» **Collected material**
*****
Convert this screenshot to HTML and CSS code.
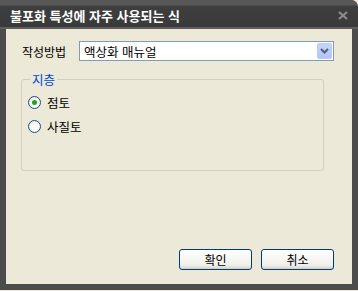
FILE: index.html
```html
<!DOCTYPE html>
<html lang="ko">
<head>
    <meta charset="UTF-8">
    <title>불포화 특성에 자주 사용되는 식</title>
    <link rel="stylesheet" href="styles.css">
</head>
<body>
    <div class="window">
        <div class="titlebar">
            <span class="title">불포화 특성에 자주 사용되는 식</span>
            <svg class="close" width="10" height="9" viewBox="0 0 10 9"><path d="M1 1 L9 8 M9 1 L1 8" stroke="#8c8c8c" stroke-width="2.2"/></svg>
        </div>
        <div class="client">
            <div class="row">
                <span class="label">작성방법</span>
                <div class="combo">
                    <span class="combo-text">액상화 매뉴얼</span>
                    <span class="combo-btn">
                        <svg width="9" height="6" viewBox="0 0 9 6"><path d="M1 1 L4.5 4.5 L8 1" fill="none" stroke="#4d6185" stroke-width="2"/></svg>
                    </span>
                </div>
            </div>
            <fieldset class="group">
                <legend>지층</legend>
                <label class="radio"><span class="dot on"></span>점토</label>
                <label class="radio"><span class="dot"></span>사질토</label>
            </fieldset>
            <div class="buttons">
                <button class="btn">확인</button>
                <button class="btn">취소</button>
            </div>
        </div>
    </div>
</body>
</html>
```

FILE: styles.css
```css
html, body {
    margin: 0;
    padding: 0;
}
body {
    background: #ece9d8;
    font-family: "Noto Sans CJK KR", "Noto Sans", sans-serif;
    font-size: 12px;
    color: #000;
}
.window {
    width: 358px;
    height: 290px;
    background: #4c4c4c;
    border-radius: 0 7px 0 0;
    display: flex;
    flex-direction: column;
}
.titlebar {
    height: 29px;
    box-sizing: border-box;
    border-bottom: 2px solid #5e5e5e;
    background: linear-gradient(#585858 0, #585858 5px, #3e3e3e 6px, #3a3a3a 100%);
    border-radius: 0 7px 0 0;
    display: flex;
    align-items: center;
    padding: 3px 10px 0 10px;
}
.title {
    color: #fff;
    font-weight: bold;
    font-size: 13px;
    flex: 1;
}
.client {
    margin: 0 6px;
    height: 255px;
    background: #ece9d8;
    display: flex;
    flex-direction: column;
    padding: 12px 18px 14px 15px;
    box-sizing: border-box;
}
.row {
    display: flex;
    align-items: center;
    height: 20px;
}
.label {
    width: 57px;
    padding-left: 1px;
}
.combo {
    flex: 1;
    height: 20px;
    box-sizing: border-box;
    border: 1px solid #7f9db9;
    background: #fff;
    display: flex;
    align-items: center;
    padding: 1px;
}
.combo-text {
    flex: 1;
    padding-left: 3px;
    font-size: 12.5px;
}
.combo-btn {
    width: 15px;
    height: 16px;
    box-sizing: border-box;
    border: 1px solid #bccbf3;
    border-radius: 2px;
    background: linear-gradient(#c6d4fb, #b2c4f8);
    display: flex;
    align-items: center;
    justify-content: center;
}
.group {
    margin: 9px 10px 0 0;
    padding: 1px 8px 0 6px;
    height: 101px;
    box-sizing: border-box;
    border: 1px solid #d0d0bf;
    border-radius: 3px;
}
.group legend {
    color: #0046d5;
    padding: 0 2px;
    margin-left: 2px;
    font-size: 12.5px;
}
.radio {
    display: flex;
    align-items: center;
    height: 24px;
    font-size: 12.5px;
}
.dot {
    width: 11px;
    height: 11px;
    border: 1px solid #1c5180;
    border-radius: 50%;
    background: radial-gradient(circle at 60% 60%, #fff 30%, #dcdcd4 100%);
    margin-right: 6px;
    display: flex;
    align-items: center;
    justify-content: center;
}
.dot.on::after {
    content: "";
    width: 5px;
    height: 5px;
    border-radius: 50%;
    background: #21a121;
}
.buttons {
    margin-top: auto;
    display: flex;
    justify-content: flex-end;
    gap: 9px;
}
.btn {
    width: 73px;
    height: 21px;
    font-family: inherit;
    font-size: 12px;
    border: 1px solid #003c74;
    border-radius: 3px;
    background: linear-gradient(#fff, #f0f0ea 80%, #d6d0c5);
    padding: 0;
}
```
*****
» **Goal**
Write the material out again exactly as it appears, dropping the pictures.

» **Response to the exercise**
Convert this screenshot to HTML and CSS code.
FILE: index.html
```html
<!DOCTYPE html>
<html lang="ko">
<head>
    <meta charset="UTF-8">
    <title>불포화 특성에 자주 사용되는 식</title>
    <link rel="stylesheet" href="styles.css">
</head>
<body>
    <div class="window">
        <div class="titlebar">
            <span class="title">불포화 특성에 자주 사용되는 식</span>
            <svg class="close" width="10" height="9" viewBox="0 0 10 9"><path d="M1 1 L9 8 M9 1 L1 8" stroke="#8c8c8c" stroke-width="2.2"/></svg>
        </div>
        <div class="client">
            <div class="row">
                <span class="label">작성방법</span>
                <div class="combo">
                    <span class="combo-text">액상화 매뉴얼</span>
                    <span class="combo-btn">
                        <svg width="9" height="6" viewBox="0 0 9 6"><path d="M1 1 L4.5 4.5 L8 1" fill="none" stroke="#4d6185" stroke-width="2"/></svg>
                    </span>
                </div>
            </div>
            <fieldset class="group">
                <legend>지층</legend>
                <label class="radio"><span class="dot on"></span>점토</label>
                <label class="radio"><span class="dot"></span>사질토</label>
            </fieldset>
            <div class="buttons">
                <button class="btn">확인</button>
                <button class="btn">취소</button>
            </div>
        </div>
    </div>
</body>
</html>
```

FILE: styles.css
```css
html, body {
    margin: 0;
    padding: 0;
}
body {
    background: #ece9d8;
    font-family: "Noto Sans CJK KR", "Noto Sans", sans-serif;
    font-size: 12px;
    color: #000;
}
.window {
    width: 358px;
    height: 290px;
    background: #4c4c4c;
    border-radius: 0 7px 0 0;
    display: flex;
    flex-direction: column;
}
.titlebar {
    height: 29px;
    box-sizing: border-box;
    border-bottom: 2px solid #5e5e5e;
    background: linear-gradient(#585858 0, #585858 5px, #3e3e3e 6px, #3a3a3a 100%);
    border-radius: 0 7px 0 0;
    display: flex;
    align-items: center;
    padding: 3px 10px 0 10px;
}
.title {
    color: #fff;
    font-weight: bold;
    font-size: 13px;
    flex: 1;
}
.client {
    margin: 0 6px;
    height: 255px;
    background: #ece9d8;
    display: flex;
    flex-direction: column;
    padding: 12px 18px 14px 15px;
    box-sizing: border-box;
}
.row {
    display: flex;
    align-items: center;
    height: 20px;
}
.label {
    width: 57px;
    padding-left: 1px;
}
.combo {
    flex: 1;
    height: 20px;
    box-sizing: border-box;
    border: 1px solid #7f9db9;
    background: #fff;
    display: flex;
    align-items: center;
    padding: 1px;
}
.combo-text {
    flex: 1;
    padding-left: 3px;
    font-size: 12.5px;
}
.combo-btn {
    width: 15px;
    height: 16px;
    box-sizing: border-box;
    border: 1px solid #bccbf3;
    border-radius: 2px;
    background: linear-gradient(#c6d4fb, #b2c4f8);
    display: flex;
    align-items: center;
    justify-content: center;
}
.group {
    margin: 9px 10px 0 0;
    padding: 1px 8px 0 6px;
    height: 101px;
    box-sizing: border-box;
    border: 1px solid #d0d0bf;
    border-radius: 3px;
}
.group legend {
    color: #0046d5;
    padding: 0 2px;
    margin-left: 2px;
    font-size: 12.5px;
}
.radio {
    display: flex;
    align-items: center;
    height: 24px;
    font-size: 12.5px;
}
.dot {
    width: 11px;
    height: 11px;
    border: 1px solid #1c5180;
    border-radius: 50%;
    background: radial-gradient(circle at 60% 60%, #fff 30%, #dcdcd4 100%);
    margin-right: 6px;
    display: flex;
    align-items: center;
    justify-content: center;
}
.dot.on::after {
    content: "";
    width: 5px;
    height: 5px;
    border-radius: 50%;
    background: #21a121;
}
.buttons {
    margin-top: auto;
    display: flex;
    justify-content: flex-end;
    gap: 9px;
}
.btn {
    width: 73px;
    height: 21px;
    font-family: inherit;
    font-size: 12px;
    border: 1px solid #003c74;
    border-radius: 3px;
    background: linear-gradient(#fff, #f0f0ea 80%, #d6d0c5);
    padding: 0;
}
```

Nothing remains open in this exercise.